Em nota de imprensa, a Ordem dos Médicos (OM) salienta a importância de um estudo publicado na sua revista científica, a Acta Médica Portuguesa, o qual indicia um excesso de mortalidade em Portugal desde o início da pandemia muito superior ao atribuível à COVID-19. Assim, de acordo com este estudo, entre 1 de março e 22 de abril o número de mortes acima do esperado pode chegar aos 4000 óbitos, o que corresponde a um valor cinco vezes superior ao das mortes justificadas oficialmente pela COVID-19.
O estudo em causa, publicado na Acta Médica Portuguesa, foi desenvolvido por Paulo Jorge Nogueira, Miguel de Araújo Nobre, Paulo Jorge Nicola, Cristina Furtado e António Vaz Carneiro, do Instituto de Medicina Preventiva e Saúde Pública e do Instituto de Saúde Baseada na Evidência, tendo os autores utilizado bases de dados públicas para estimar o excesso de mortalidade por idade e região, propondo níveis basais ajustados ao período de estado de emergência em vigor.

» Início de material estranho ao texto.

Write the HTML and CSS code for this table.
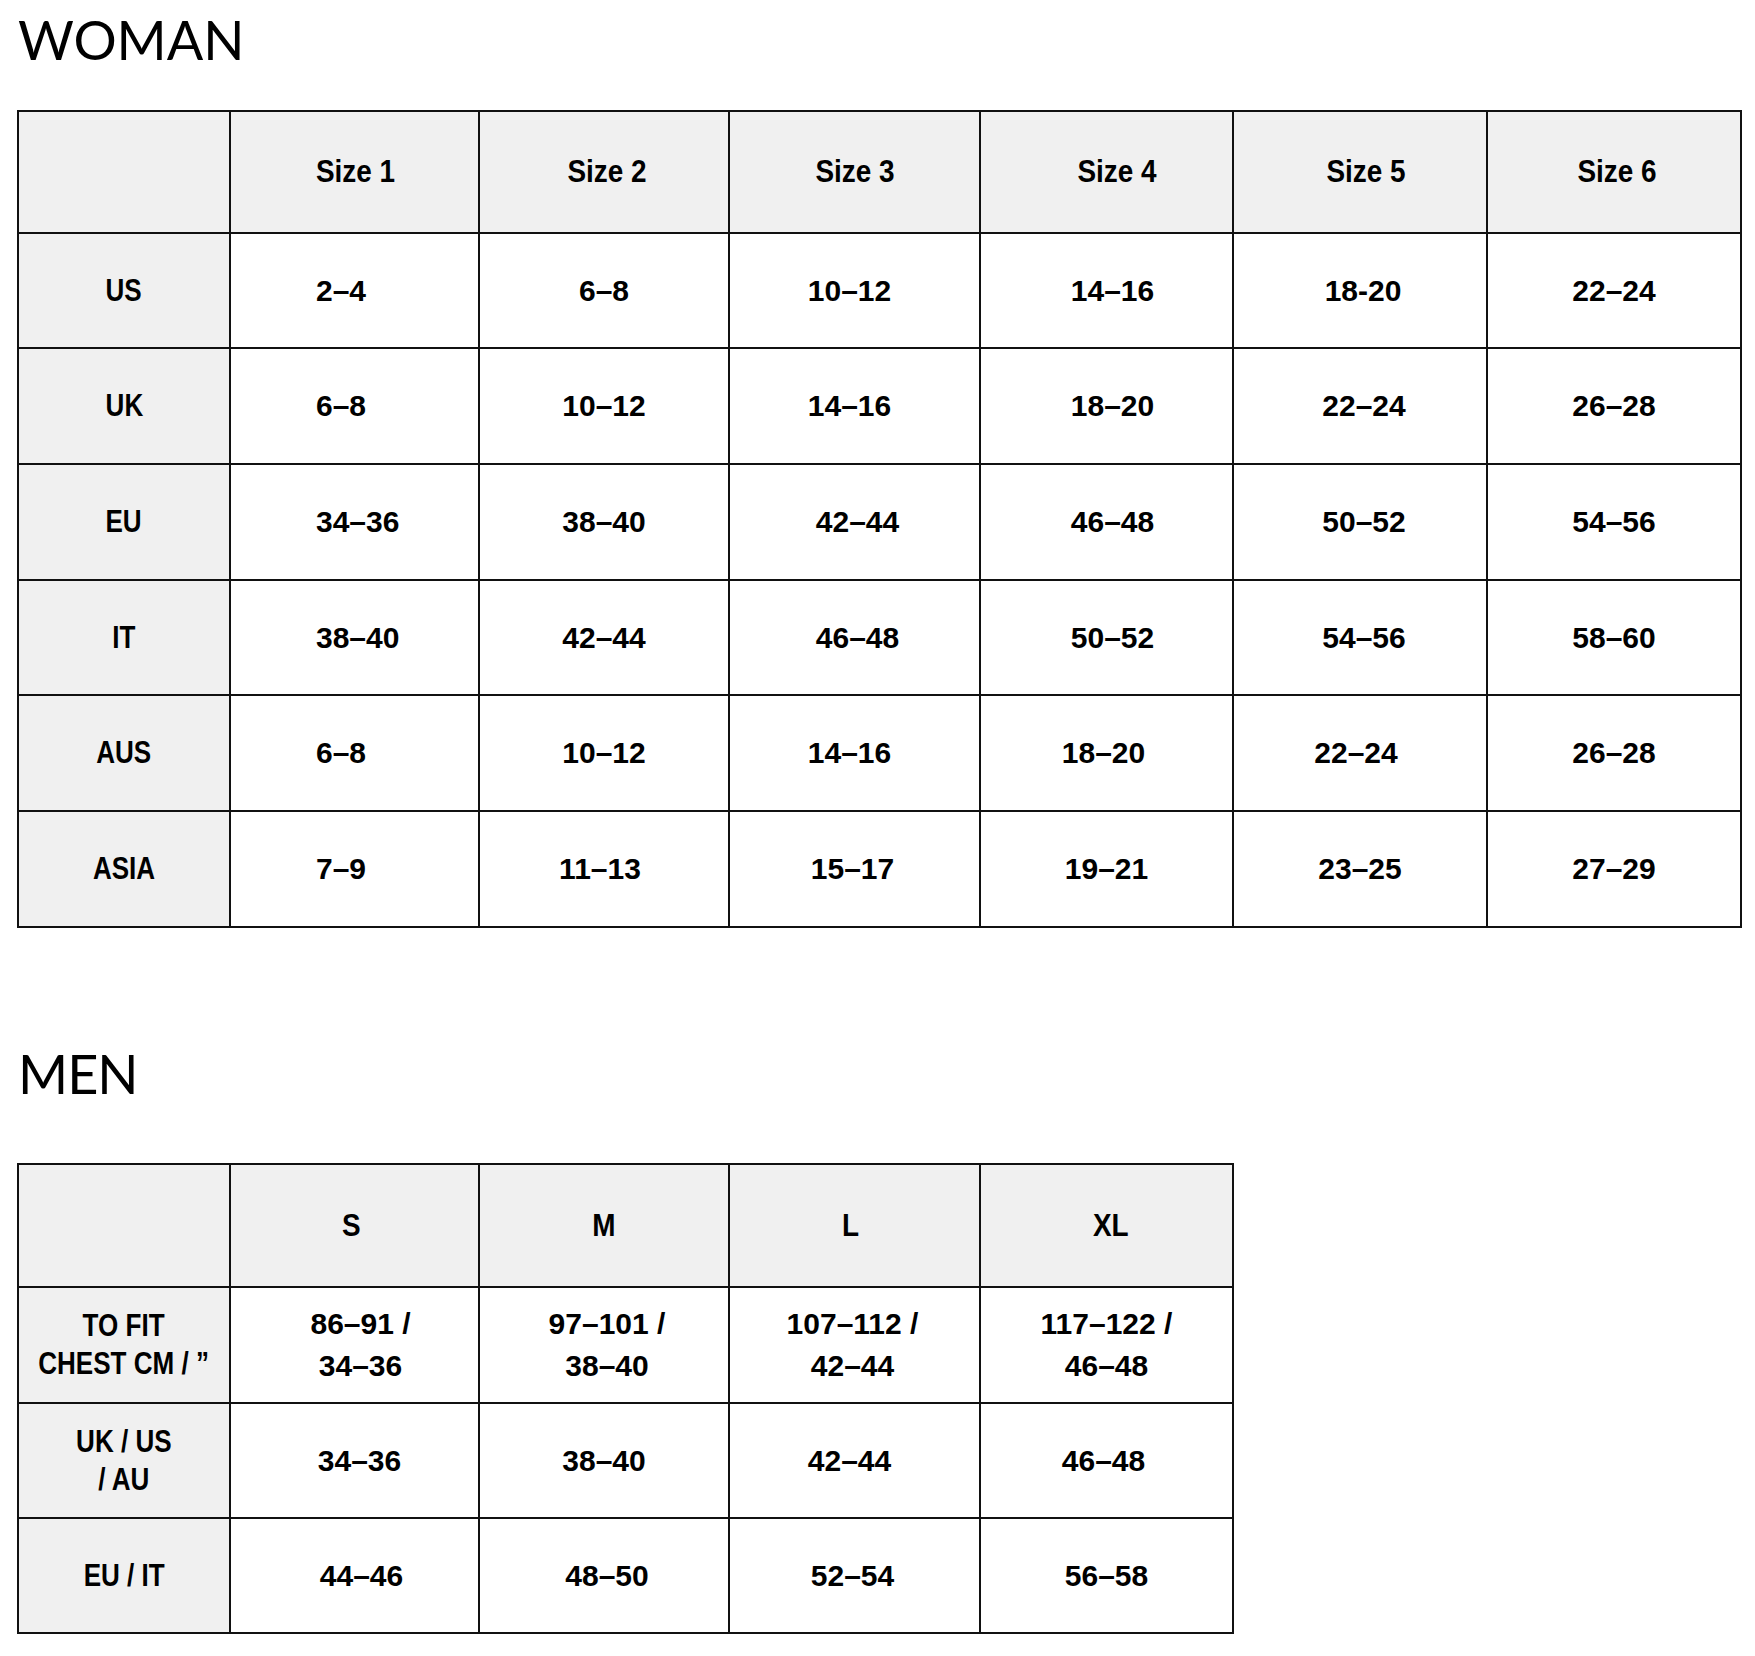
FILE: index.html
```html
<!DOCTYPE html>
<html lang="en">
<head>
<meta charset="utf-8">
<title>Size Guide</title>
<link rel="stylesheet" href="styles.css">
</head>
<body>
<main class="page">
  <section class="section section-woman">
    <h2 class="title">WOMAN</h2>
    <div class="chart chart-woman">
      <div class="cell head label"></div>
      <div class="cell head first"><span class="txt">Size 1</span></div>
      <div class="cell head sr6"><span class="txt">Size 2</span></div>
      <div class="cell head"><span class="txt">Size 3</span></div>
      <div class="cell head sr20"><span class="txt">Size 4</span></div>
      <div class="cell head sr12"><span class="txt">Size 5</span></div>
      <div class="cell head sr6"><span class="txt">Size 6</span></div>

      <div class="cell label"><span class="txt">US</span></div>
      <div class="cell val first">2–4</div>
      <div class="cell val">6–8</div>
      <div class="cell val sl10">10–12</div>
      <div class="cell val sr12">14–16</div>
      <div class="cell val sr6">18-20</div>
      <div class="cell val">22–24</div>

      <div class="cell label"><span class="txt">UK</span></div>
      <div class="cell val first">6–8</div>
      <div class="cell val">10–12</div>
      <div class="cell val sl10">14–16</div>
      <div class="cell val sr12">18–20</div>
      <div class="cell val sr8">22–24</div>
      <div class="cell val">26–28</div>

      <div class="cell label"><span class="txt">EU</span></div>
      <div class="cell val first">34–36</div>
      <div class="cell val">38–40</div>
      <div class="cell val sr6">42–44</div>
      <div class="cell val sr12">46–48</div>
      <div class="cell val sr8">50–52</div>
      <div class="cell val">54–56</div>

      <div class="cell label"><span class="txt">IT</span></div>
      <div class="cell val first">38–40</div>
      <div class="cell val">42–44</div>
      <div class="cell val sr6">46–48</div>
      <div class="cell val sr12">50–52</div>
      <div class="cell val sr8">54–56</div>
      <div class="cell val">58–60</div>

      <div class="cell label"><span class="txt">AUS</span></div>
      <div class="cell val first">6–8</div>
      <div class="cell val">10–12</div>
      <div class="cell val sl10">14–16</div>
      <div class="cell val sl6">18–20</div>
      <div class="cell val sl8">22–24</div>
      <div class="cell val">26–28</div>

      <div class="cell label"><span class="txt">ASIA</span></div>
      <div class="cell val first">7–9</div>
      <div class="cell val sl8">11–13</div>
      <div class="cell val sl4">15–17</div>
      <div class="cell val">19–21</div>
      <div class="cell val">23–25</div>
      <div class="cell val">27–29</div>
    </div>
  </section>

  <section class="section section-men">
    <h2 class="title">MEN</h2>
    <div class="chart chart-men">
      <div class="cell head label"></div>
      <div class="cell head sl6"><span class="txt">S</span></div>
      <div class="cell head"><span class="txt">M</span></div>
      <div class="cell head sl8"><span class="txt">L</span></div>
      <div class="cell head sr8"><span class="txt">XL</span></div>

      <div class="cell label"><span class="txt">TO FIT<br>CHEST CM / ”</span></div>
      <div class="cell val two sr12"><span>86–91 /<br>34–36</span></div>
      <div class="cell val two sr6"><span>97–101 /<br>38–40</span></div>
      <div class="cell val two sl4"><span>107–112 /<br>42–44</span></div>
      <div class="cell val two"><span>117–122 /<br>46–48</span></div>

      <div class="cell label"><span class="txt">UK / US<br>/ AU</span></div>
      <div class="cell val sr10">34–36</div>
      <div class="cell val">38–40</div>
      <div class="cell val sl10">42–44</div>
      <div class="cell val sl6">46–48</div>

      <div class="cell label"><span class="txt">EU / IT</span></div>
      <div class="cell val sr14">44–46</div>
      <div class="cell val sr6">48–50</div>
      <div class="cell val sl4">52–54</div>
      <div class="cell val">56–58</div>
    </div>
  </section>
</main>
</body>
</html>
```

FILE: styles.css
```css
html, body {
  margin: 0;
  padding: 0;
  background: #ffffff;
}

.page {
  padding: 0 0 0 17px;
  color: #000;
}

.section-woman {
  padding-top: 10px;
}

.section-men {
  padding-top: 116px;
}

.title {
  margin: 0;
  padding-left: 1px;
  font-family: "Lato", "Noto Sans", sans-serif;
  font-weight: 400;
  font-size: 54px;
  line-height: 60px;
  height: 60px;
}

.section-men .title {
  letter-spacing: -1px;
}

.chart {
  display: grid;
  gap: 2px;
  padding: 2px;
  background: #111;
  width: max-content;
  margin-top: 40px;
}

.chart-woman {
  grid-template-columns: 210px 247px 248px 249px 251px 252px 252px;
  grid-template-rows: 120px 113px 114px 114px 113px 114px 114px;
}

.chart-men {
  grid-template-columns: 210px 247px 248px 249px 251px;
  grid-template-rows: 121px 114px 113px 113px;
  margin-top: 59px;
}

.cell {
  background: #fff;
  display: flex;
  align-items: center;
  justify-content: center;
  text-align: center;
  font-family: "Liberation Sans", Arial, sans-serif;
  font-weight: 700;
  font-size: 30px;
  line-height: 42px;
}

.head,
.label {
  background: #f0f0f0;
  font-size: 31px;
  line-height: 38px;
}

.txt {
  display: inline-block;
  transform-origin: center;
}

.label .txt {
  transform: scaleX(0.84);
}

.head .txt {
  transform: scaleX(0.9);
}

.chart-woman .first {
  justify-content: flex-start;
  padding-left: 85px;
}

.chart-woman .head.first .txt {
  transform-origin: left center;
}

.val.two {
  line-height: 42px;
}

/* small optical nudges of centred cell content */
.sr6 { padding-left: 6px; }
.sr8 { padding-left: 8px; }
.sr10 { padding-left: 10px; }
.sr12 { padding-left: 12px; }
.sr14 { padding-left: 14px; }
.sr20 { padding-left: 20px; }
.sl4 { padding-right: 4px; }
.sl6 { padding-right: 6px; }
.sl8 { padding-right: 8px; }
.sl10 { padding-right: 10px; }
```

As conclusões do estudo apontam para um excesso de mortalidade associado aos grupos etários mais idosos (idade superior a 65 anos) e uma mortalidade particularmente superior à registada por COVID-19 em distritos como Aveiro, Porto e Lisboa. Segundo os autores, a mortalidade por todas as causas aumentou entre março e abril de 2020 comparativamente a anos anteriores, mas este aumento não é explicado somente pelas mortes reportadas de COVID-19. Em relação às causas, os dados sugerem uma explicação tripartida para o excesso de mortalidade: mortes por COVID-19 identificadas pelas autoridades, mortes por COVID-19 mas não identificadas e diminuição do acesso a cuidados de saúde. O estudo avança também números preocupantes que podem ajudar a compreender melhor este fenómeno, como por exemplo o facto de durante o período analisado se terem registado menos 191.666 doentes com pulseira vermelha nos hospitais, menos 30.159 com pulseira laranja e menos 160.736 com pulseira amarela.
Na já mencionada nota de imprensa, o bastonário da OM, Miguel Guimarães, frisa que a Ordem desde há muito tem alertado para “a forma como os serviços de saúde estavam a reorganizar-se, pelos riscos de deixar outros doentes de fora da resposta, com patologias que precisam também de acesso em tempo útil a cuidados de saúde e que não se compadecem com esperar pelo fim da pandemia”. Miguel Guimarães sugere que as autoridades de saúde nacionais criem “uma task-force que funcione de forma articulada e que olhe rapidamente para estes dados para poder redesenhar a resposta aos nossos doentes que continuam a precisar de nós e a contar connosco. O milagre de Portugal de que tanto se tem falado não nos pode deixar confortáveis se não conseguirmos melhorar a resposta em todas as frentes”.